◆ **TASK INSTRUCTIONS**: Leave the pictures out and quote every line from the start of the listing to the line with "import React from 'react';", inclusive.

◆ **INFORMATION SUPPLIED**:
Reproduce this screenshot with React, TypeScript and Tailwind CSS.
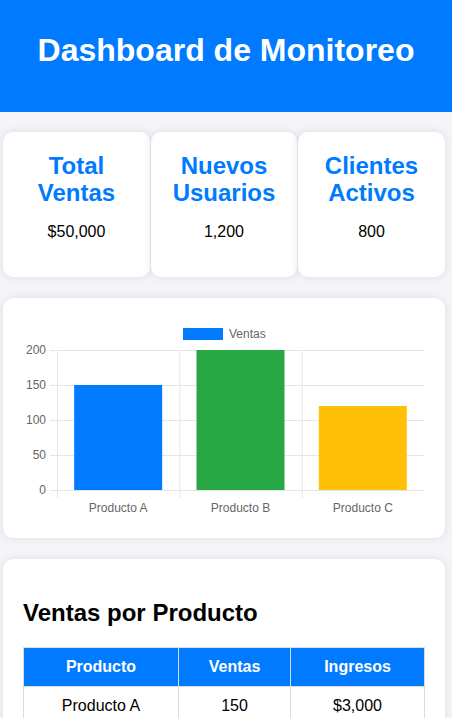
import React from 'react';

const stats = [
  { title: ['Total', 'Ventas'], value: '$50,000', width: 'w-[147px]' },
  { title: ['Nuevos', 'Usuarios'], value: '1,200', width: 'w-[146px]' },
  { title: ['Clientes', 'Activos'], value: '800', width: 'w-[147px]' },
];

const products = [
  { name: 'Producto A', sales: 150, revenue: '$3,000', color: '#007bff' },
  { name: 'Producto B', sales: 200, revenue: '$4,000', color: '#28a745' },
  { name: 'Producto C', sales: 120, revenue: '$2,400', color: '#ffc107' },
];

const StatCard: React.FC<{ title: string[]; value: string; width: string }> = ({ title, value, width }) => (
  <div className={`${width} bg-white rounded-[10px] shadow-[0_0_10px_rgba(0,0,0,0.1)] pt-5 pb-5 text-center`}>
    <h3 className="text-[24px] leading-[27.6px] font-bold text-[#007bff] mb-4">
      {title[0]}
      <br />
      {title[1]}
    </h3>
    <p className="text-[16px] leading-[18.4px] text-black mb-4">{value}</p>
  </div>
);

// chart coordinates are relative to the 402x200 canvas
const SalesChart: React.FC = () => {
  const left = 34;
  const right = 401;
  const top = 32;
  const bottom = 172;
  const colW = (right - left) / 3;
  const yFor = (v: number) => bottom - (v / 200) * (bottom - top);
  const ticks = [0, 50, 100, 150, 200];

  return (
    <svg width="402" height="200" viewBox="0 0 402 200" className="block">
      {/* legend */}
      <rect x="160" y="10" width="40" height="12" fill="#007bff" />
      <text x="206" y="20" fontSize="12" fill="#666" fontFamily="'Liberation Sans', Arial, sans-serif">
        Ventas
      </text>

      {/* horizontal grid */}
      {ticks.map((t) => (
        <g key={t}>
          <line x1={left - 7} x2={right} y1={yFor(t) + 0.5} y2={yFor(t) + 0.5} stroke="#e5e5e5" strokeWidth="1" />
          <text
            x={left - 11}
            y={yFor(t) + 4}
            fontSize="12"
            fill="#666"
            textAnchor="end"
            fontFamily="'Liberation Sans', Arial, sans-serif"
          >
            {t}
          </text>
        </g>
      ))}

      {/* vertical grid */}
      {[0, 1, 2].map((i) => (
        <line
          key={i}
          x1={left + i * colW + 0.5}
          x2={left + i * colW + 0.5}
          y1={top}
          y2={bottom + 8}
          stroke="#e5e5e5"
          strokeWidth="1"
        />
      ))}

      {products.map((p, i) => {
        const cx = left + colW * i + colW / 2;
        const y = yFor(p.sales);
        return (
          <g key={p.name}>
            <rect x={cx - 44} y={y} width="88" height={bottom - y} fill={p.color} />
            <text
              x={cx}
              y={bottom + 22}
              fontSize="12"
              fill="#666"
              textAnchor="middle"
              fontFamily="'Liberation Sans', Arial, sans-serif"
            >
              {p.name}
            </text>
          </g>
        );
      })}
    </svg>
  );
};

const App: React.FC = () => {
  return (
    <div className="min-h-screen bg-[#f4f4f9] font-['Liberation_Sans',Arial,sans-serif]">
      <header className="bg-[#007bff] pt-[32px] pb-[43px] text-center">
        <h1 className="text-[32px] leading-[36.8px] font-bold text-white">Dashboard de Monitoreo</h1>
      </header>

      <div className="ml-[3px] w-[442px] pt-[20px] pb-5">
        <div className="flex gap-px">
          {stats.map((s, i) => (
            <StatCard key={i} title={s.title} value={s.value} width={s.width} />
          ))}
        </div>

        <div className="mt-[21px] bg-white rounded-[10px] shadow-[0_0_10px_rgba(0,0,0,0.1)] p-5">
          <SalesChart />
        </div>

        <div className="mt-[21px] bg-white rounded-[10px] shadow-[0_0_10px_rgba(0,0,0,0.1)] p-5">
          <h2 className="text-[24px] leading-[27.6px] font-bold text-black my-5">Ventas por Producto</h2>
          <table className="w-full border-collapse text-[16px] leading-[18.4px]">
            <thead>
              <tr className="bg-[#007bff] text-white">
                <th className="w-[155px] border border-[#ddd] p-[10px] font-bold">Producto</th>
                <th className="w-[112px] border border-[#ddd] p-[10px] font-bold">Ventas</th>
                <th className="border border-[#ddd] p-[10px] font-bold">Ingresos</th>
              </tr>
            </thead>
            <tbody>
              {products.map((p) => (
                <tr key={p.name} className="text-black text-center">
                  <td className="border border-[#ddd] p-[10px]">{p.name}</td>
                  <td className="border border-[#ddd] p-[10px]">{p.sales}</td>
                  <td className="border border-[#ddd] p-[10px]">{p.revenue}</td>
                </tr>
              ))}
            </tbody>
          </table>
        </div>
      </div>
    </div>
  );
};

export default App;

◆ **IN RESPONSE**:
Reproduce this screenshot with React, TypeScript and Tailwind CSS.
import React from 'react';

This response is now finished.